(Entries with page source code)
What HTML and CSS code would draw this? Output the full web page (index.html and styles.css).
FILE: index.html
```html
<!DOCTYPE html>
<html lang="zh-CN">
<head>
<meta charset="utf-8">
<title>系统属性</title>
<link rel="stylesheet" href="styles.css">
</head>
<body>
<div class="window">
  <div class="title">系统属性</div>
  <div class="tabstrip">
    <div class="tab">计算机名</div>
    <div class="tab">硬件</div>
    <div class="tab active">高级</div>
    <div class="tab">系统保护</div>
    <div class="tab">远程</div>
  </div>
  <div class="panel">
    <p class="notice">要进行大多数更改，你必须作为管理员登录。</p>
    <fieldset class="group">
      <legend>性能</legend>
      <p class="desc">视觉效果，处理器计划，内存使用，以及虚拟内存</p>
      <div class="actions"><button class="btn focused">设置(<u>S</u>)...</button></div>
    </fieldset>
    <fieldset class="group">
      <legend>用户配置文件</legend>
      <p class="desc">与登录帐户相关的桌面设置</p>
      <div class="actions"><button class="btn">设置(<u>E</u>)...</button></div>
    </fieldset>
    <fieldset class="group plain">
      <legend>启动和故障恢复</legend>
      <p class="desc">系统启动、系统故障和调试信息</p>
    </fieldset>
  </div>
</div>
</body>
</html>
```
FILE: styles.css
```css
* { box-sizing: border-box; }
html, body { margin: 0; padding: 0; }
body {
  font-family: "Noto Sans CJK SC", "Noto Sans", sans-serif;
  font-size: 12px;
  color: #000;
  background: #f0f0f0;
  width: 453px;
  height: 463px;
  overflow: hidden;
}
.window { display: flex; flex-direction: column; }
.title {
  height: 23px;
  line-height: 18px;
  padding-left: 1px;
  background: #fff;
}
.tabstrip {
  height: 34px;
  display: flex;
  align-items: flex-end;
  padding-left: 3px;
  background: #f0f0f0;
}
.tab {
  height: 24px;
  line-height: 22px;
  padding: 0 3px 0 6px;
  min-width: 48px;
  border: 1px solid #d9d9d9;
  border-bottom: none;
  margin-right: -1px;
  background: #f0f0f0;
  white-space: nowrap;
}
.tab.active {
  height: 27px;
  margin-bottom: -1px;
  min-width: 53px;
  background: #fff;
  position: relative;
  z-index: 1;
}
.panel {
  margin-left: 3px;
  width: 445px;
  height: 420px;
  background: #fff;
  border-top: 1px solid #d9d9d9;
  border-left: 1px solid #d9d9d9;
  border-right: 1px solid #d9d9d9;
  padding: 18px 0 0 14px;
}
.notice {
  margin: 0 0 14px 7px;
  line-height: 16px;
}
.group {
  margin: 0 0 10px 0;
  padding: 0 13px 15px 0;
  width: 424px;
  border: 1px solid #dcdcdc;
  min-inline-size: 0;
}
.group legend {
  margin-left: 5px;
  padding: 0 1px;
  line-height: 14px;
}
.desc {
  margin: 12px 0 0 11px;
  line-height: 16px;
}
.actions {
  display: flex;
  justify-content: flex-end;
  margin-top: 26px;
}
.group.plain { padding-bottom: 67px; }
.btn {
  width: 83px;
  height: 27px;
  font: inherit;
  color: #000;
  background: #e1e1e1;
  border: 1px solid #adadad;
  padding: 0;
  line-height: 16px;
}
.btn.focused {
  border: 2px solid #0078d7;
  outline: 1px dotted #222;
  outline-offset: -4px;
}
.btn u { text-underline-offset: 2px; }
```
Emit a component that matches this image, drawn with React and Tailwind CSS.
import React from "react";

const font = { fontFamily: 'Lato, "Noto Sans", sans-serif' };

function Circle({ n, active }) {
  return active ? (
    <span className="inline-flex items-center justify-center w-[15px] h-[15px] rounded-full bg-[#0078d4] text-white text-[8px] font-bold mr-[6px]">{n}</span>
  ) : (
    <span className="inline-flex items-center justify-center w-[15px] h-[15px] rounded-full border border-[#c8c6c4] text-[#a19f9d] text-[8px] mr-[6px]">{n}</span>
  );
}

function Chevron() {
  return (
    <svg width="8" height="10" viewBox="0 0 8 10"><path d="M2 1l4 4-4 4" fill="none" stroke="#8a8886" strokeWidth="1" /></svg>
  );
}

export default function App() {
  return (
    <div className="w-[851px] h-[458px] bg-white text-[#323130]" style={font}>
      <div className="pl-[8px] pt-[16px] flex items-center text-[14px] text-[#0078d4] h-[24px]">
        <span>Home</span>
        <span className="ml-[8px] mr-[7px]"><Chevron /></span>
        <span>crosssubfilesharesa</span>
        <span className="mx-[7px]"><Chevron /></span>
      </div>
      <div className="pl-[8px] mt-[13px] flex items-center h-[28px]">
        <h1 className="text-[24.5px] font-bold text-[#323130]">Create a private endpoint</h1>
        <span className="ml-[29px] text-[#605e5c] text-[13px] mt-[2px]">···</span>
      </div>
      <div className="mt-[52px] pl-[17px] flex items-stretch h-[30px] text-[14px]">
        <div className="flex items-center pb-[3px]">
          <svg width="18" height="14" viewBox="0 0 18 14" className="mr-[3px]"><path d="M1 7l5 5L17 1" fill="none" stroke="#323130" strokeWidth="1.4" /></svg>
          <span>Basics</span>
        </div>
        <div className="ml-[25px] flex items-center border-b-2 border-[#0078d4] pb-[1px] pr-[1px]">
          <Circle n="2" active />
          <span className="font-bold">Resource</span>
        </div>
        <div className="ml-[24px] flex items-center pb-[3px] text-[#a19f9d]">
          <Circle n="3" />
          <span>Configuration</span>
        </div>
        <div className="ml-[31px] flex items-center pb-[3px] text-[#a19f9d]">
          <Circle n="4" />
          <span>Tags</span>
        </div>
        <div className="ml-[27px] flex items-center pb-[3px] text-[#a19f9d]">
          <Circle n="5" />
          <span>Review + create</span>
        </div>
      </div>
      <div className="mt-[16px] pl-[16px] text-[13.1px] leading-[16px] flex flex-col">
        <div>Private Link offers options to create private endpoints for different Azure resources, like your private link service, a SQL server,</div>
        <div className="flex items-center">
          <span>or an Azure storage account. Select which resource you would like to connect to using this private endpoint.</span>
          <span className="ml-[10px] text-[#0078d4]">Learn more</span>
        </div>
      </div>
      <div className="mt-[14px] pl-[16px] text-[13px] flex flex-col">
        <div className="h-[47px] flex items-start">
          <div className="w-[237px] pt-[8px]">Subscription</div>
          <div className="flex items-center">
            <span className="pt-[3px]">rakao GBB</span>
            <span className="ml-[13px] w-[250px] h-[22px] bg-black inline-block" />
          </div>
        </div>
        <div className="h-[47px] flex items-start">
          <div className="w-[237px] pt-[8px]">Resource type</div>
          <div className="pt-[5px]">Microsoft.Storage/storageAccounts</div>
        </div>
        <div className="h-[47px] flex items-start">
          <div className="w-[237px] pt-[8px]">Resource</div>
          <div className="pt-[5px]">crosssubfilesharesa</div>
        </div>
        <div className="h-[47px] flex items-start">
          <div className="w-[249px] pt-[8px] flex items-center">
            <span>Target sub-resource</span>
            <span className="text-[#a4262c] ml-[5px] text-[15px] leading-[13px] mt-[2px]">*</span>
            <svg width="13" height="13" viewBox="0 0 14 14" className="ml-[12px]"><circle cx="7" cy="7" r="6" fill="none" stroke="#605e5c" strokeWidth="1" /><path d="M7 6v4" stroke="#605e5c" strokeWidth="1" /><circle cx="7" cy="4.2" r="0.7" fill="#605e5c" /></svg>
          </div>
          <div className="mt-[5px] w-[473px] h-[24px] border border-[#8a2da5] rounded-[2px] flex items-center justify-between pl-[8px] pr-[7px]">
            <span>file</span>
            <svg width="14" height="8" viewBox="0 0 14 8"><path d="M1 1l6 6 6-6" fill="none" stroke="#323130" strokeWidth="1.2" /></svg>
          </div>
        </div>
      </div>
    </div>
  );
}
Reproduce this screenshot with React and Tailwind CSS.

### YOUR OBJECTIVE:
Check each line above for the word "React", and copy the lines where it appears.

### ANSWER IN FULL:
Emit a component that matches this image, drawn with React and Tailwind CSS.
import React from "react";
Reproduce this screenshot with React and Tailwind CSS.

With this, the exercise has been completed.